Rachel Fowler, Technical Director, Infrastructure, Aurecon Australasia Pty Ltd

In the past five years Rachel has led the provision of engineering services for major bulk cargo ports, the coal seam gas industry and public transport infrastructure. As project leader for the $76m eight new Brisbane River passenger ferry terminals, Rachel has made an outstanding contribution to civil engineering and to Australia’s infrastructure. It also helped share the work of civil engineers with wider audiences.

Warren Medal

Matthew Colton, Director at Management Commercial Engineering Pty

Soon after emigrating to Australia in 2010 Matthew became actively involved in promoting the ICE, firstly as a committee member and then Chairman of ICE NSW. Whilst there were nearly 500 ICE members in NSW, the committee was formed by only six members who were mainly transient expatriates with inconsistent contributions.

A key objective for Matthew, as Chairman, was to reinvigorate, restructure and formalise processes leading to an increase in active membership of 50% and total membership base doubling over 5 years.
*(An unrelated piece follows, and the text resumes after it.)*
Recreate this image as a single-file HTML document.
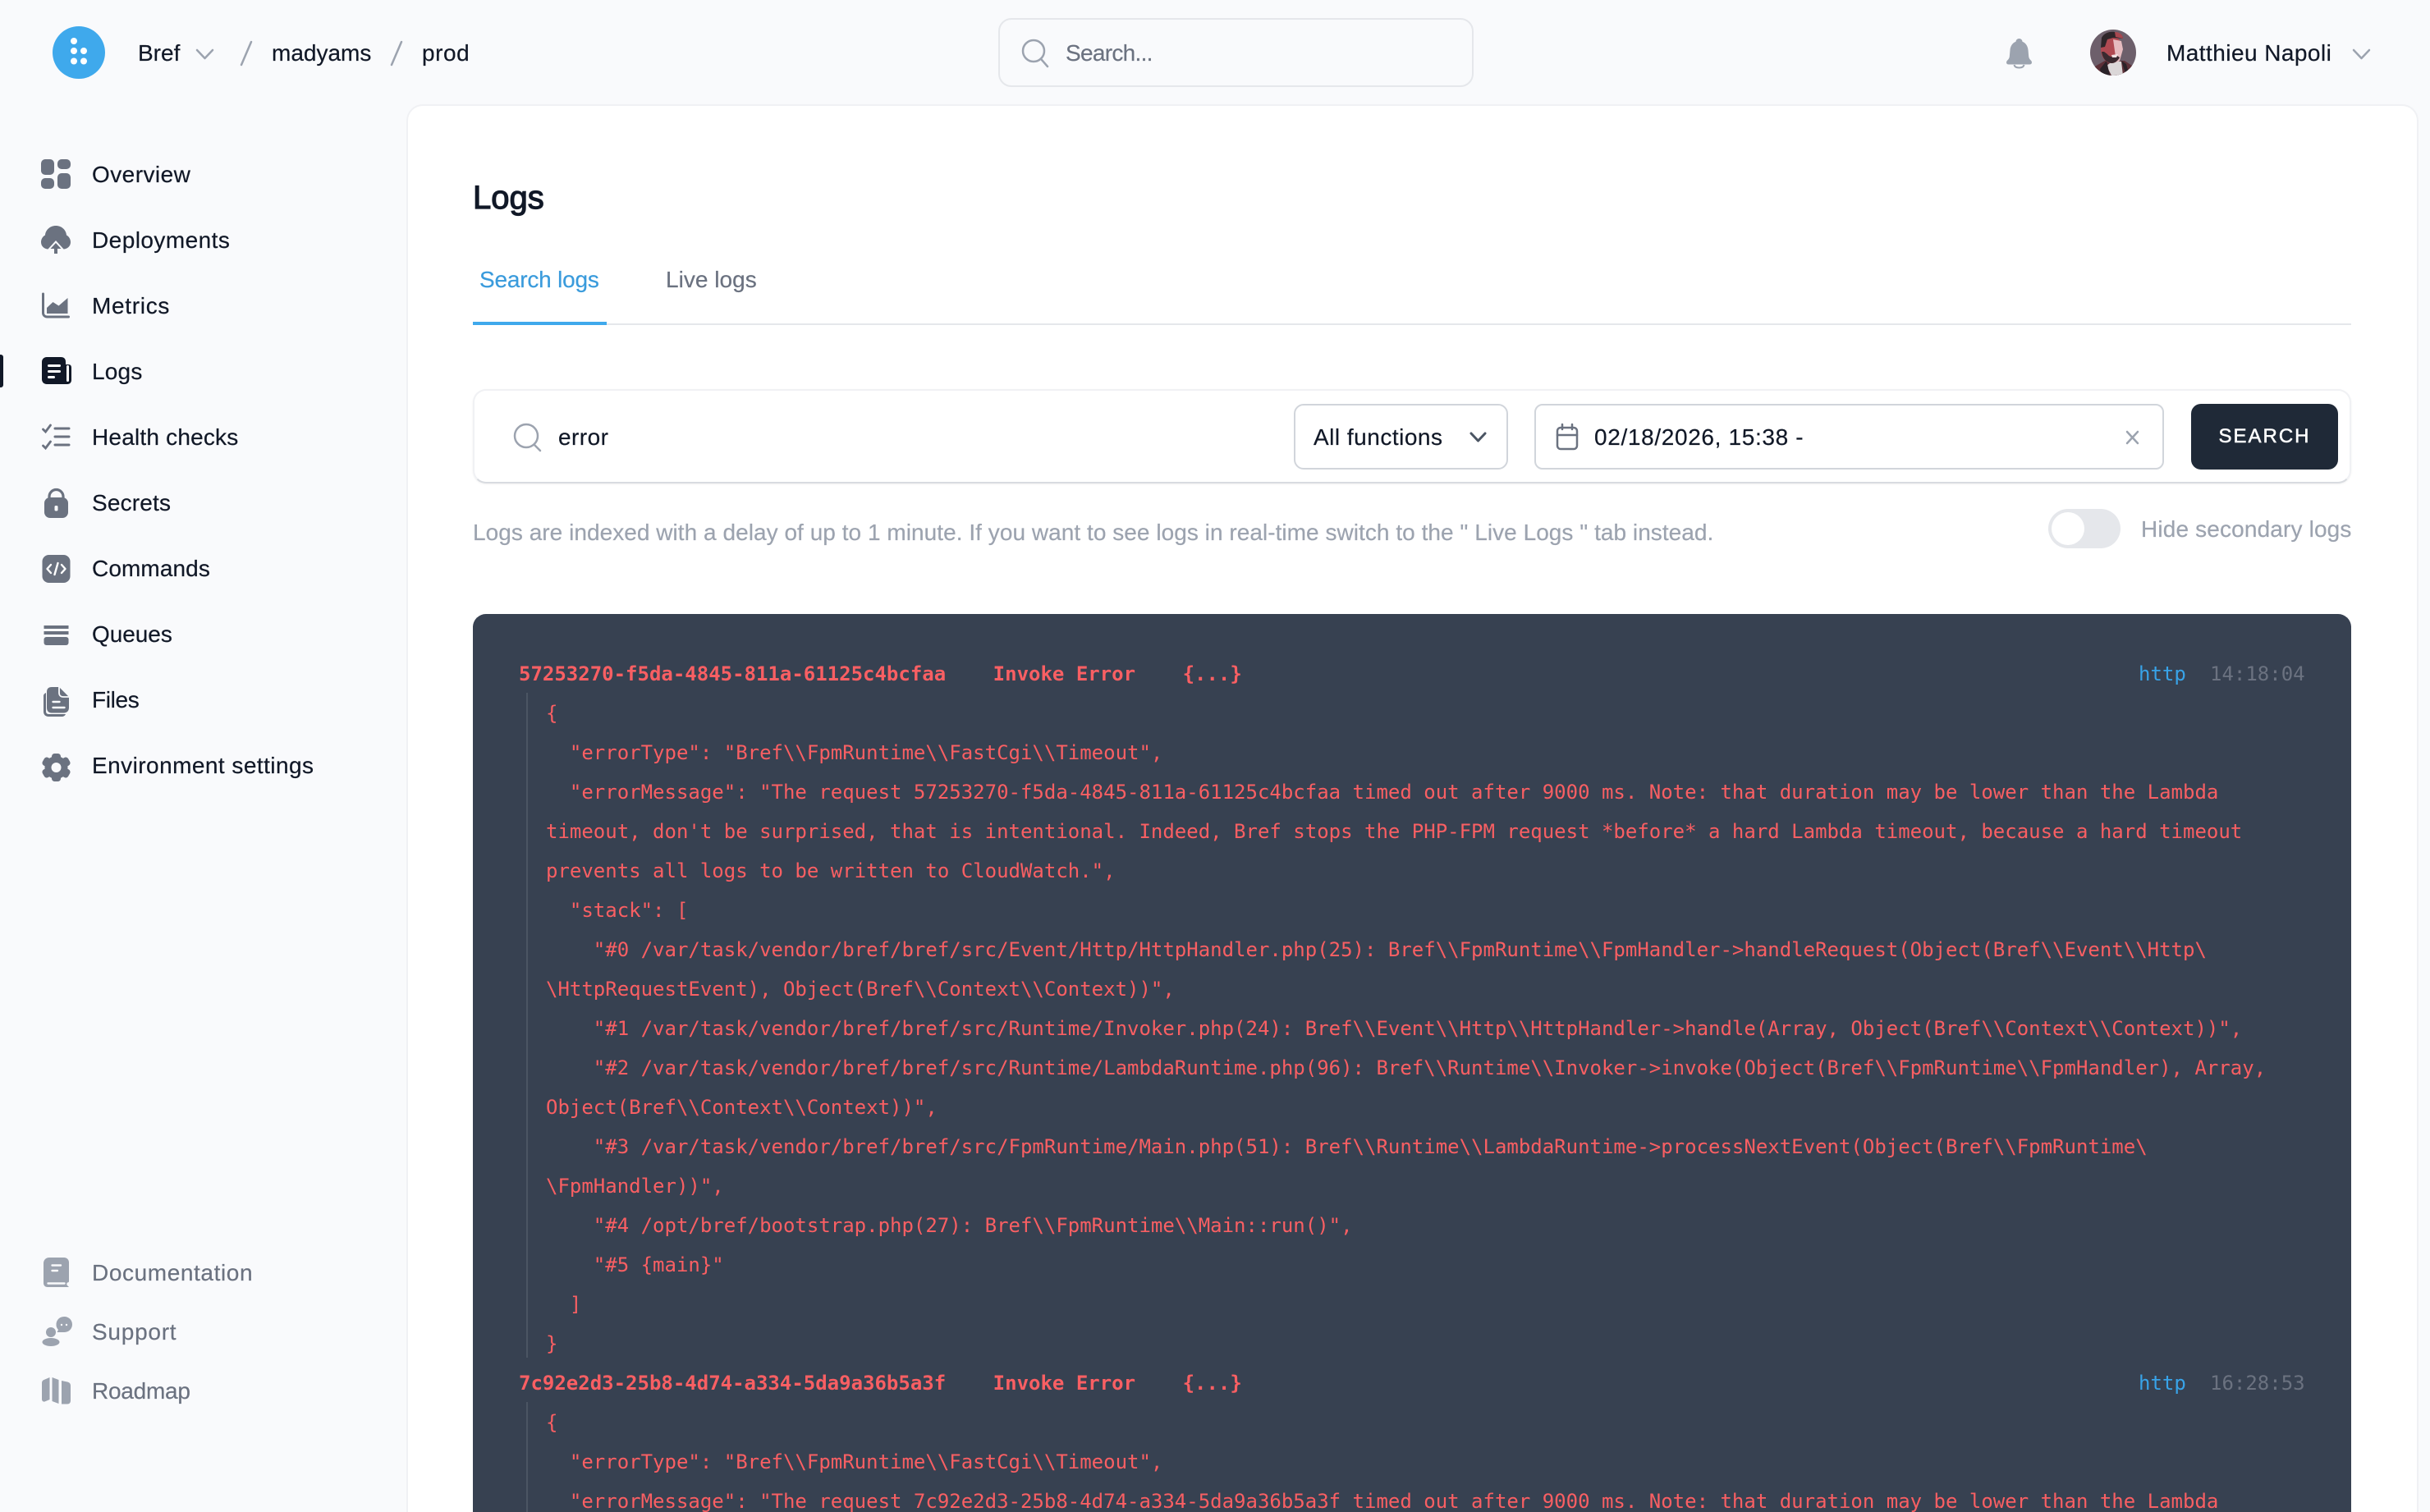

Key items included centralising email and cloud storage, changing bank accounts, facilitating general web presence by purchasing an ICE NSW domain and instigating a LinkedIn page.

Over the next few years Matthew targeted and recruited appropriate committee members with drive, enthusiasm, a high level of commitment to the ICE and significant industry presence. The new committee structure and organisation, provided the consistency and a foundation for ICE NSW to achieve key objectives; grow membership, maximise value of membership, be customer focussed and attain a public voice

Garth Watson Medal

Patrick Chan, former ICE Regional Director Hong Kong

In March 2007, Patrick Chan was invited by the Institution of Civil Engineers (ICE) to become its first Regional Director outside the UK, in our Hong Kong office. He took up the challenge because being an ICE member for thirty years he wanted to contribute back to the Institution.

Since then he has developed ICE Hong Kong, increased membership numbers, rationalised processes and critically ensured that HKIE and the HKSAR authorities have supported ICE on that journey. His understanding of the HK system, his unerring wisdom in how best to engage with the authorities and his willingness to utilise contacts built up over a lifetime of engineering for the benefit of ICE marks him out as utterly committed and hugely loyal to ICE.

Brunel Medal

The Brisbane Flood Recovery Ferry Terminals

The Brunel Medal recognises excellence in civil engineering. This winner exemplifies ingenuity driving recovery and resilience of infrastructure and a community in the wake of a one-in-100 year flood. The 2011 flood caused devastation to homes, businesses and the city’s public transport infrastructure with many Brisbane ferry terminals destroyed or severely damaged. A global competition for new, flood resilient ferry terminals was won by Aurecon and Cox Architecture with a concept described by the Brisbane City Council as ‘integrating technical innovation, flood resilience and elegant form to deliver terminals that will become iconic features of our river city’.